Porque esa es otra, a pesar de la existencia de estos puntos muchas veces no se hace. Los motivos son diversos: no quieres montar el pollo en la fiesta, justificas a la otra mujer, no quieres pasar por un cuestionamiento, te sientes en inferioridad de condiciones porque sabes que la otra va a utilizar su influencia en el espacio, o directamente no se identifica ese comportamiento como una agresión o manipulación hasta que ya es demasiado tarde.

Tenemos una falta grande de otros referentes que nos lleven a dinámicas más sanas, somos permeables a la concepción del sexo como baremo de éxito social, y a veces nuestra deconstrucción no es todo lo perfecta que nos gustaría. Como resultado de esto, alguna sale herida y parece que no se pudo evitar. Pero, eh, aquí hay un espacio para hablar de ello, para que te desahogues, para mediar y buscar una reparación. En ese sitio de color específico es donde mi fe en la humanidad y en el feminismo se restaura de vuelta. Y decido guardarme los puños para recibir un abrazo.

No, tía, no te daría un guantazo porque tu conducta agresora no parte desde el mismo lugar que la de ellos, ni está legitimada por todo un entramado social y cultural, ni existe un desequilibrio de poder entre nosotras.
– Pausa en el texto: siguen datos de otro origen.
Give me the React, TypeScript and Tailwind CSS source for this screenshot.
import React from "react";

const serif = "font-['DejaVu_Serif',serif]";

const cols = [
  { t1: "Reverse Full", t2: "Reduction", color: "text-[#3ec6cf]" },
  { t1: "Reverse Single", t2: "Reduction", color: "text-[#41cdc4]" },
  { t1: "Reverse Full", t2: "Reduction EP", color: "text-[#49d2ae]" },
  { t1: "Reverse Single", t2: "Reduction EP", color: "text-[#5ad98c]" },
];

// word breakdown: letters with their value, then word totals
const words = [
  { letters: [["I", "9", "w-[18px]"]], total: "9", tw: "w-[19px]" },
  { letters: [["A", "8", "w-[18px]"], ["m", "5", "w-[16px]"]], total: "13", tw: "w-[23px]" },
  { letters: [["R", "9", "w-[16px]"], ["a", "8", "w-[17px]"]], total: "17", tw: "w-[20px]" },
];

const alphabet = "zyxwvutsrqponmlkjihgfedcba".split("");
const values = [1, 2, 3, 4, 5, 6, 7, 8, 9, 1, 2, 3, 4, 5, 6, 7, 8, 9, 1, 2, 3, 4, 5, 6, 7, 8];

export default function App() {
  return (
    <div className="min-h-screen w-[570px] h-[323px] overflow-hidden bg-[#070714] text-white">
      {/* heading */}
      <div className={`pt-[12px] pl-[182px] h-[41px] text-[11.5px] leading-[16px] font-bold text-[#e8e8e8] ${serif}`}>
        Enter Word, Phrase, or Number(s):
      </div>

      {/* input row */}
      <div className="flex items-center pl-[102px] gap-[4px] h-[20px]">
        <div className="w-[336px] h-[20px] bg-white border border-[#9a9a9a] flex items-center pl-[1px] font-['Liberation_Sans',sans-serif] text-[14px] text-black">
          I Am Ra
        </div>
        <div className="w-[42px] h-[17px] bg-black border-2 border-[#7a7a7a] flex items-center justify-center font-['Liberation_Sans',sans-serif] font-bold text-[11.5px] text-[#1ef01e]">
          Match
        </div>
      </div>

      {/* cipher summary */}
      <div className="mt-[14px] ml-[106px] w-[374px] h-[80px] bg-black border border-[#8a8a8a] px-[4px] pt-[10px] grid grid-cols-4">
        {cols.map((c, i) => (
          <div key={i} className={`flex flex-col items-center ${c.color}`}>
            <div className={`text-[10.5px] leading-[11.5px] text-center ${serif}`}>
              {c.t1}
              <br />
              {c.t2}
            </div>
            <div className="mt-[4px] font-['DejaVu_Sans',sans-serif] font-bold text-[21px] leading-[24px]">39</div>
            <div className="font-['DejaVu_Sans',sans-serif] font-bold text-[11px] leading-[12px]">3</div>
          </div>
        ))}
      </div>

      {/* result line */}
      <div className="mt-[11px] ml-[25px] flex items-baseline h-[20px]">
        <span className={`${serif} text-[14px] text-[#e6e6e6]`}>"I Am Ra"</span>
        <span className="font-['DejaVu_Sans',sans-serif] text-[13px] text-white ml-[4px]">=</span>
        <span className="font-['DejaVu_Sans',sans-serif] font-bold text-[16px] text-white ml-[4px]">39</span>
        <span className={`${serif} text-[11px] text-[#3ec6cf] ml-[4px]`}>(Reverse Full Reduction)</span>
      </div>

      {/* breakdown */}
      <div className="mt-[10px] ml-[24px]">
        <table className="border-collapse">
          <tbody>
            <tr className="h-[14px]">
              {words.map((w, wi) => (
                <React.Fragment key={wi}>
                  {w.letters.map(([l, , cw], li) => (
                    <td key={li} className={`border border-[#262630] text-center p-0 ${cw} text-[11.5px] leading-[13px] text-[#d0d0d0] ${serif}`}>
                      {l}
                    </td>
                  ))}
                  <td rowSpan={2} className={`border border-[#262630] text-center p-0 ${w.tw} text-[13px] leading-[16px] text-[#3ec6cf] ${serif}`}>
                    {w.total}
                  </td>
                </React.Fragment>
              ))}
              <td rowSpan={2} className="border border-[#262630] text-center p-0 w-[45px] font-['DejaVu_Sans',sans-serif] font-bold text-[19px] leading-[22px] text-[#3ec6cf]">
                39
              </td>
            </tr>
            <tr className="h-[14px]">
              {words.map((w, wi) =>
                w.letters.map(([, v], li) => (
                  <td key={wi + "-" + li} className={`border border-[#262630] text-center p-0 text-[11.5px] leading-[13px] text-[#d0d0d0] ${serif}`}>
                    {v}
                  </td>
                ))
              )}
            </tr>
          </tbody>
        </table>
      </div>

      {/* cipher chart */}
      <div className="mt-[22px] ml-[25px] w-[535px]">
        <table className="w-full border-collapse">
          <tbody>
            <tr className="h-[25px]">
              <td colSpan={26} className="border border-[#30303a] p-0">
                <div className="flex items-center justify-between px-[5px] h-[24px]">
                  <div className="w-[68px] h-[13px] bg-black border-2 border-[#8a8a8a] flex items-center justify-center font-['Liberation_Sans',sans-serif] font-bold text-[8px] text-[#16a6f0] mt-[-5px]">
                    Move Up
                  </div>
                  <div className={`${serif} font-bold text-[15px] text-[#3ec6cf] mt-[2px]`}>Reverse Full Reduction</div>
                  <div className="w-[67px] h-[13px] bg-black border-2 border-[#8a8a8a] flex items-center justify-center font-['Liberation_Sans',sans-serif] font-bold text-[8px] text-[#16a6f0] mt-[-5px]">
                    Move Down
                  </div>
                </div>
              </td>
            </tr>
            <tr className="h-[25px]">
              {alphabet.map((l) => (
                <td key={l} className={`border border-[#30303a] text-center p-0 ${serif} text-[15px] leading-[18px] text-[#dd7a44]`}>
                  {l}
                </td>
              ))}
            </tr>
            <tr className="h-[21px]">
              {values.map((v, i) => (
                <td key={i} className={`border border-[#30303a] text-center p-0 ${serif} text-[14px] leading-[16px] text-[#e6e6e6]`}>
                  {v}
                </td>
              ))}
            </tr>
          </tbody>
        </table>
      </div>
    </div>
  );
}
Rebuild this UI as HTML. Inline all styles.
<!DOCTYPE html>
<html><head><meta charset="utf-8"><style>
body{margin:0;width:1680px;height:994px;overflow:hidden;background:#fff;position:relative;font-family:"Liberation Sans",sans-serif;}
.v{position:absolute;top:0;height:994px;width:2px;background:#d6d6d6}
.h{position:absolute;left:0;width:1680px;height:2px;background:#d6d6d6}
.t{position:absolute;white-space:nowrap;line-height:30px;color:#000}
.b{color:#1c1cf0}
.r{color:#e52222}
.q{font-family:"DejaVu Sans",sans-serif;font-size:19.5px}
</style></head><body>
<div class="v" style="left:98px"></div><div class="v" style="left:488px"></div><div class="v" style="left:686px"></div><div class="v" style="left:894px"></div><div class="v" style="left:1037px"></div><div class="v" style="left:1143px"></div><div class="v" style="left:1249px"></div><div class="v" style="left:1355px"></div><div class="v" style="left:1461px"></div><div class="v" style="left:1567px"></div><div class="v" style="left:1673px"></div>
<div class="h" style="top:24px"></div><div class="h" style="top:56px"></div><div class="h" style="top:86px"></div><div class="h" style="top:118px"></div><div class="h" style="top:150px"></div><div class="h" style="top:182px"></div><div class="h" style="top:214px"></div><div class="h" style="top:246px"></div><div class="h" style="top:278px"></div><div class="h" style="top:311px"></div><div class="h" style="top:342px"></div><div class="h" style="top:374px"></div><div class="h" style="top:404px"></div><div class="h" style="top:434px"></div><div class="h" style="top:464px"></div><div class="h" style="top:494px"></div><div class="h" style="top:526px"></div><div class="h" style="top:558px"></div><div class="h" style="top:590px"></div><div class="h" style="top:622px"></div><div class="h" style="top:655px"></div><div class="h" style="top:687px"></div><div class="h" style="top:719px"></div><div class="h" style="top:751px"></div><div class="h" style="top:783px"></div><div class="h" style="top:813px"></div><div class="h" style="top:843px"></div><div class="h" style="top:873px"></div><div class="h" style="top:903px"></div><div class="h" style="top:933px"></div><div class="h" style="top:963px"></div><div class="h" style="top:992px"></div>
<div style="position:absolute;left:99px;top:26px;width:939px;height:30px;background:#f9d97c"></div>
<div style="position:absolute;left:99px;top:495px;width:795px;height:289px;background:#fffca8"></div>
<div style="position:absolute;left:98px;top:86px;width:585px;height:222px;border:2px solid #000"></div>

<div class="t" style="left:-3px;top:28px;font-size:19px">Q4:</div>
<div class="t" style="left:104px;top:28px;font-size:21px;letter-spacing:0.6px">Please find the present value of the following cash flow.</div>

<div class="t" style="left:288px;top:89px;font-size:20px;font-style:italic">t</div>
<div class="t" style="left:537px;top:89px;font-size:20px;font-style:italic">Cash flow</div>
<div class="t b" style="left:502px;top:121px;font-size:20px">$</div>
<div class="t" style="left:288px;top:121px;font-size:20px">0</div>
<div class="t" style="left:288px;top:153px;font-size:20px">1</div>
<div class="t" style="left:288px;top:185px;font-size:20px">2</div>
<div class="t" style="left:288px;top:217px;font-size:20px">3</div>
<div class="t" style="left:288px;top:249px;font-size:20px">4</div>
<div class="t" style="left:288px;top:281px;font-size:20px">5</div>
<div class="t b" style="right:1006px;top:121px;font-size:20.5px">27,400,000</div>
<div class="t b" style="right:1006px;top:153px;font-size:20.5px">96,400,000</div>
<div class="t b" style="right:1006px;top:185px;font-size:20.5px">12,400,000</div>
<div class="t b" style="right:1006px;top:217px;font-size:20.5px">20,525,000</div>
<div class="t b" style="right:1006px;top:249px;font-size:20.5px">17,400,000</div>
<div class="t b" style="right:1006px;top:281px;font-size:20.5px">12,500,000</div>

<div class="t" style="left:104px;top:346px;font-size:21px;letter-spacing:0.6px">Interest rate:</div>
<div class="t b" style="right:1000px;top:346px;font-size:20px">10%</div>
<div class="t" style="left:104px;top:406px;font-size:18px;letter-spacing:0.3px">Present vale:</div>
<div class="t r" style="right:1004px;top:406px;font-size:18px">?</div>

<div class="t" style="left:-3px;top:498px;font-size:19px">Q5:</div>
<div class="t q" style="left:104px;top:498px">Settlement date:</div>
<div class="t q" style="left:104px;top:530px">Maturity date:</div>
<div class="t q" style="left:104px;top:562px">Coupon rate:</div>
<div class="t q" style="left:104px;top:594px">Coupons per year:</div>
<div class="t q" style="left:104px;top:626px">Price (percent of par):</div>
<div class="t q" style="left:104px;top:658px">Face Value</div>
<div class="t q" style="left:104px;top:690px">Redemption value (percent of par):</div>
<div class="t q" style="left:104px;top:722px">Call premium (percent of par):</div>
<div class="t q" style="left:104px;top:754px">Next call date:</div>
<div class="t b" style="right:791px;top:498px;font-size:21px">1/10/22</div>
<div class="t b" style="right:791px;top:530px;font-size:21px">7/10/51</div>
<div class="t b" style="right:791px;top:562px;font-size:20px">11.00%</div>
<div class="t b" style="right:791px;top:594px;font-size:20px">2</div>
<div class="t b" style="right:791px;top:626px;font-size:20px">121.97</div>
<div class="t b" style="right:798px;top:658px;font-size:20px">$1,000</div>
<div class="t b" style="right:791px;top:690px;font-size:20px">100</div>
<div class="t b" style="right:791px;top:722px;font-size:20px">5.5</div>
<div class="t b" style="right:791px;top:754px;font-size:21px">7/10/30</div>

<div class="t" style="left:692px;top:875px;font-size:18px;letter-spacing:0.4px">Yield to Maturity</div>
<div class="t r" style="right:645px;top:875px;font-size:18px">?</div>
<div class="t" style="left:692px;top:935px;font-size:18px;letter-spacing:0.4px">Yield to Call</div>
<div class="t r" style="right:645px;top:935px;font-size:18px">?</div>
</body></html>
Eso, a pesar de que tu percepción de este espacio seguro sea la de un corral del que te has autoproclamado gallo mayor.

Si te lo diera, yo también pasaría a formar parte de esa dinámica patriarcal de castigo, de linchamiento público y posterior expulsión, que tapona una reflexión que te permita reparar el daño. Y aunque darte una patada no deja de ser tentador, quizá no sea esa la respuesta que merece esta agresión. Yo, desde luego que no voy a querer saber nada de ti, al menos en un tiempo, pero confío en que el espacio y la gente que lo habita te den la oportunidad que necesitas para crecer en él. A fin de cuentas sobre eso van estos espacios, sobre de-construirse.